======== Records for this task ========

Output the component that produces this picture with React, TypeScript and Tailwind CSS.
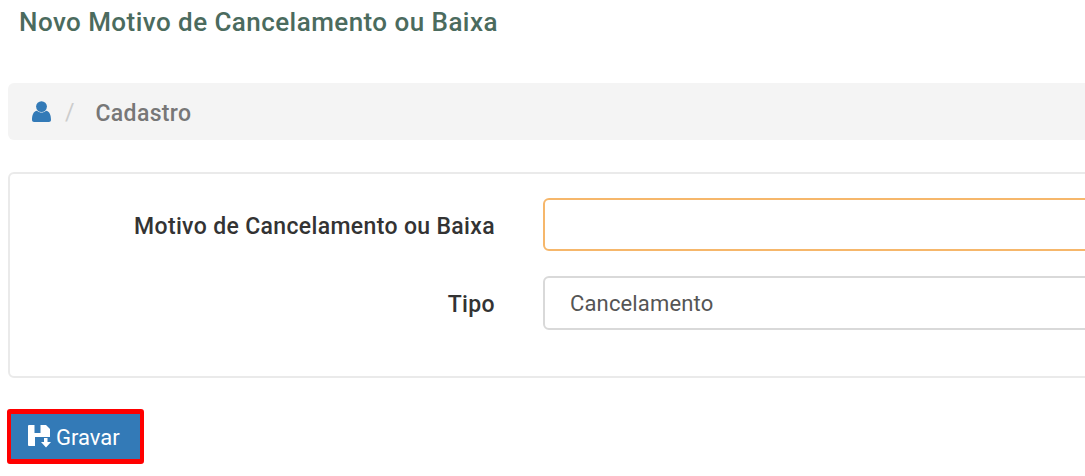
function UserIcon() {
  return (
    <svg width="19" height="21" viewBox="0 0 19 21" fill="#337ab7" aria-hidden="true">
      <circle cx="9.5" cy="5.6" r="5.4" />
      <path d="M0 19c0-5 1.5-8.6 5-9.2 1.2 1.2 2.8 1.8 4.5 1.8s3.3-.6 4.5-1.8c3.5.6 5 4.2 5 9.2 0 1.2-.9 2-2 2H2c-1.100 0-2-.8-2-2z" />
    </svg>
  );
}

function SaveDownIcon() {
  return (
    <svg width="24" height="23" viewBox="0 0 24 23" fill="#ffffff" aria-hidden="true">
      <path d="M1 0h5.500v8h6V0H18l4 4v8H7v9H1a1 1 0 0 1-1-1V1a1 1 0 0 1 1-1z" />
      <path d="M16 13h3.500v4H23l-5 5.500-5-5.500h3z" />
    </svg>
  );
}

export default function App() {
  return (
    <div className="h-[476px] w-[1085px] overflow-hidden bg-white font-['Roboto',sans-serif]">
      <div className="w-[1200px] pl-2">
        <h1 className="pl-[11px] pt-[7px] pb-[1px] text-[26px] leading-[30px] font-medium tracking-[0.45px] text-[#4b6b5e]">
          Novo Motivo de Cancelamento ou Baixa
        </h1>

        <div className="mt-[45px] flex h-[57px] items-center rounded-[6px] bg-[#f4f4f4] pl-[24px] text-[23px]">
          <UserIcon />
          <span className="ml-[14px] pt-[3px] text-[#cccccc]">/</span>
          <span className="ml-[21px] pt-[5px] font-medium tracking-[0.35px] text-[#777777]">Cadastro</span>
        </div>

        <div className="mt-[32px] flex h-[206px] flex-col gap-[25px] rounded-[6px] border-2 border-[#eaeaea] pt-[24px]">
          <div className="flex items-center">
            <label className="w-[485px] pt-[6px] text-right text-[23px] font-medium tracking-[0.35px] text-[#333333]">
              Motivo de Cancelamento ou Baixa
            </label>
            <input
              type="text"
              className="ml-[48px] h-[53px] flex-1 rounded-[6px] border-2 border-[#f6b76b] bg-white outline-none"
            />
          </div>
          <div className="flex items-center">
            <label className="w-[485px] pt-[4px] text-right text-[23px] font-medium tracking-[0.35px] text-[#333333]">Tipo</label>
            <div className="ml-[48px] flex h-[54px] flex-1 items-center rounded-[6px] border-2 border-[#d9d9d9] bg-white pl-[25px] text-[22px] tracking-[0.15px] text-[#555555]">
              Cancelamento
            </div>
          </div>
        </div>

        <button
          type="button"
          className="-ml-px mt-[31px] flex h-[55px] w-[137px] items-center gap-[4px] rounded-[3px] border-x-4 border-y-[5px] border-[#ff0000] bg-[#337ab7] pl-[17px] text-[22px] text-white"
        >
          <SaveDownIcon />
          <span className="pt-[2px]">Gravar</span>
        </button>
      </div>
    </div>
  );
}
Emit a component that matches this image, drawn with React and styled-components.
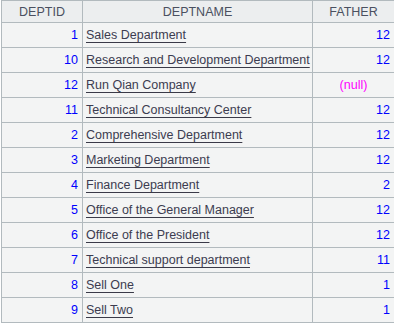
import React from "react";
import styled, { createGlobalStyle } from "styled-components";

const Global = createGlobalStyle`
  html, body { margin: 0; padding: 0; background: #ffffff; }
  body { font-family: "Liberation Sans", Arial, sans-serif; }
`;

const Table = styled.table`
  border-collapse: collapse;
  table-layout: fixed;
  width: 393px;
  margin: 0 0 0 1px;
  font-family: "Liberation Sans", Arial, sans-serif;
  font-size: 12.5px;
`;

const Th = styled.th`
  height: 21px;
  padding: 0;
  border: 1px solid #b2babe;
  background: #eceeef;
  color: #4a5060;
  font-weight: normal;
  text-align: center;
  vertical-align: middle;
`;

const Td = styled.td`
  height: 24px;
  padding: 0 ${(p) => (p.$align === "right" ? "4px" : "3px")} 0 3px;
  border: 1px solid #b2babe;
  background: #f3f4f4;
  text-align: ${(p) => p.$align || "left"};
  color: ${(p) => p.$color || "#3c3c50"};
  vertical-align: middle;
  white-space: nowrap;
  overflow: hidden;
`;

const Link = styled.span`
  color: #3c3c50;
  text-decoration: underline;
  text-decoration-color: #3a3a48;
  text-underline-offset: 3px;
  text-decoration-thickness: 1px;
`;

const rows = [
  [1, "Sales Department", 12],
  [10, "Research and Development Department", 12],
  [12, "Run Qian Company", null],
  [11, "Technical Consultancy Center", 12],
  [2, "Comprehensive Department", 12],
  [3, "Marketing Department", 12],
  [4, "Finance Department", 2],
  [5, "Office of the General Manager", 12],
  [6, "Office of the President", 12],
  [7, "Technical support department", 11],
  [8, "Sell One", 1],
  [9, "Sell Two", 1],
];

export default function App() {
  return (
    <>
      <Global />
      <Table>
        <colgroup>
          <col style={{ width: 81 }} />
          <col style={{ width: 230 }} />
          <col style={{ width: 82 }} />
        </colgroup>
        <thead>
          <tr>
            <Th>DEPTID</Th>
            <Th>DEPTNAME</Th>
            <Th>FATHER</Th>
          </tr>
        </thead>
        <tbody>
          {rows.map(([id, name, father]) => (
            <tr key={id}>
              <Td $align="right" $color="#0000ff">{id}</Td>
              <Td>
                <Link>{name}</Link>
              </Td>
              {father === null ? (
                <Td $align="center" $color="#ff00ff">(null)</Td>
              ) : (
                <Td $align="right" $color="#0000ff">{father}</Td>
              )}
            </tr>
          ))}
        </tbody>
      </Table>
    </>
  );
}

========

» **Exercise description**:
Repeat all of the data above word for word, minus the pictures.

» **Response for this exercise**:
Output the component that produces this picture with React, TypeScript and Tailwind CSS.
function UserIcon() {
  return (
    <svg width="19" height="21" viewBox="0 0 19 21" fill="#337ab7" aria-hidden="true">
      <circle cx="9.5" cy="5.6" r="5.4" />
      <path d="M0 19c0-5 1.5-8.6 5-9.2 1.2 1.2 2.8 1.8 4.5 1.8s3.3-.6 4.5-1.8c3.5.6 5 4.2 5 9.2 0 1.2-.9 2-2 2H2c-1.100 0-2-.8-2-2z" />
    </svg>
  );
}

function SaveDownIcon() {
  return (
    <svg width="24" height="23" viewBox="0 0 24 23" fill="#ffffff" aria-hidden="true">
      <path d="M1 0h5.500v8h6V0H18l4 4v8H7v9H1a1 1 0 0 1-1-1V1a1 1 0 0 1 1-1z" />
      <path d="M16 13h3.500v4H23l-5 5.500-5-5.500h3z" />
    </svg>
  );
}

export default function App() {
  return (
    <div className="h-[476px] w-[1085px] overflow-hidden bg-white font-['Roboto',sans-serif]">
      <div className="w-[1200px] pl-2">
        <h1 className="pl-[11px] pt-[7px] pb-[1px] text-[26px] leading-[30px] font-medium tracking-[0.45px] text-[#4b6b5e]">
          Novo Motivo de Cancelamento ou Baixa
        </h1>

        <div className="mt-[45px] flex h-[57px] items-center rounded-[6px] bg-[#f4f4f4] pl-[24px] text-[23px]">
          <UserIcon />
          <span className="ml-[14px] pt-[3px] text-[#cccccc]">/</span>
          <span className="ml-[21px] pt-[5px] font-medium tracking-[0.35px] text-[#777777]">Cadastro</span>
        </div>

        <div className="mt-[32px] flex h-[206px] flex-col gap-[25px] rounded-[6px] border-2 border-[#eaeaea] pt-[24px]">
          <div className="flex items-center">
            <label className="w-[485px] pt-[6px] text-right text-[23px] font-medium tracking-[0.35px] text-[#333333]">
              Motivo de Cancelamento ou Baixa
            </label>
            <input
              type="text"
              className="ml-[48px] h-[53px] flex-1 rounded-[6px] border-2 border-[#f6b76b] bg-white outline-none"
            />
          </div>
          <div className="flex items-center">
            <label className="w-[485px] pt-[4px] text-right text-[23px] font-medium tracking-[0.35px] text-[#333333]">Tipo</label>
            <div className="ml-[48px] flex h-[54px] flex-1 items-center rounded-[6px] border-2 border-[#d9d9d9] bg-white pl-[25px] text-[22px] tracking-[0.15px] text-[#555555]">
              Cancelamento
            </div>
          </div>
        </div>

        <button
          type="button"
          className="-ml-px mt-[31px] flex h-[55px] w-[137px] items-center gap-[4px] rounded-[3px] border-x-4 border-y-[5px] border-[#ff0000] bg-[#337ab7] pl-[17px] text-[22px] text-white"
        >
          <SaveDownIcon />
          <span className="pt-[2px]">Gravar</span>
        </button>
      </div>
    </div>
  );
}
Emit a component that matches this image, drawn with React and styled-components.
import React from "react";
import styled, { createGlobalStyle } from "styled-components";

const Global = createGlobalStyle`
  html, body { margin: 0; padding: 0; background: #ffffff; }
  body { font-family: "Liberation Sans", Arial, sans-serif; }
`;

const Table = styled.table`
  border-collapse: collapse;
  table-layout: fixed;
  width: 393px;
  margin: 0 0 0 1px;
  font-family: "Liberation Sans", Arial, sans-serif;
  font-size: 12.5px;
`;

const Th = styled.th`
  height: 21px;
  padding: 0;
  border: 1px solid #b2babe;
  background: #eceeef;
  color: #4a5060;
  font-weight: normal;
  text-align: center;
  vertical-align: middle;
`;

const Td = styled.td`
  height: 24px;
  padding: 0 ${(p) => (p.$align === "right" ? "4px" : "3px")} 0 3px;
  border: 1px solid #b2babe;
  background: #f3f4f4;
  text-align: ${(p) => p.$align || "left"};
  color: ${(p) => p.$color || "#3c3c50"};
  vertical-align: middle;
  white-space: nowrap;
  overflow: hidden;
`;

const Link = styled.span`
  color: #3c3c50;
  text-decoration: underline;
  text-decoration-color: #3a3a48;
  text-underline-offset: 3px;
  text-decoration-thickness: 1px;
`;

const rows = [
  [1, "Sales Department", 12],
  [10, "Research and Development Department", 12],
  [12, "Run Qian Company", null],
  [11, "Technical Consultancy Center", 12],
  [2, "Comprehensive Department", 12],
  [3, "Marketing Department", 12],
  [4, "Finance Department", 2],
  [5, "Office of the General Manager", 12],
  [6, "Office of the President", 12],
  [7, "Technical support department", 11],
  [8, "Sell One", 1],
  [9, "Sell Two", 1],
];

export default function App() {
  return (
    <>
      <Global />
      <Table>
        <colgroup>
          <col style={{ width: 81 }} />
          <col style={{ width: 230 }} />
          <col style={{ width: 82 }} />
        </colgroup>
        <thead>
          <tr>
            <Th>DEPTID</Th>
            <Th>DEPTNAME</Th>
            <Th>FATHER</Th>
          </tr>
        </thead>
        <tbody>
          {rows.map(([id, name, father]) => (
            <tr key={id}>
              <Td $align="right" $color="#0000ff">{id}</Td>
              <Td>
                <Link>{name}</Link>
              </Td>
              {father === null ? (
                <Td $align="center" $color="#ff00ff">(null)</Td>
              ) : (
                <Td $align="right" $color="#0000ff">{father}</Td>
              )}
            </tr>
          ))}
        </tbody>
      </Table>
    </>
  );
}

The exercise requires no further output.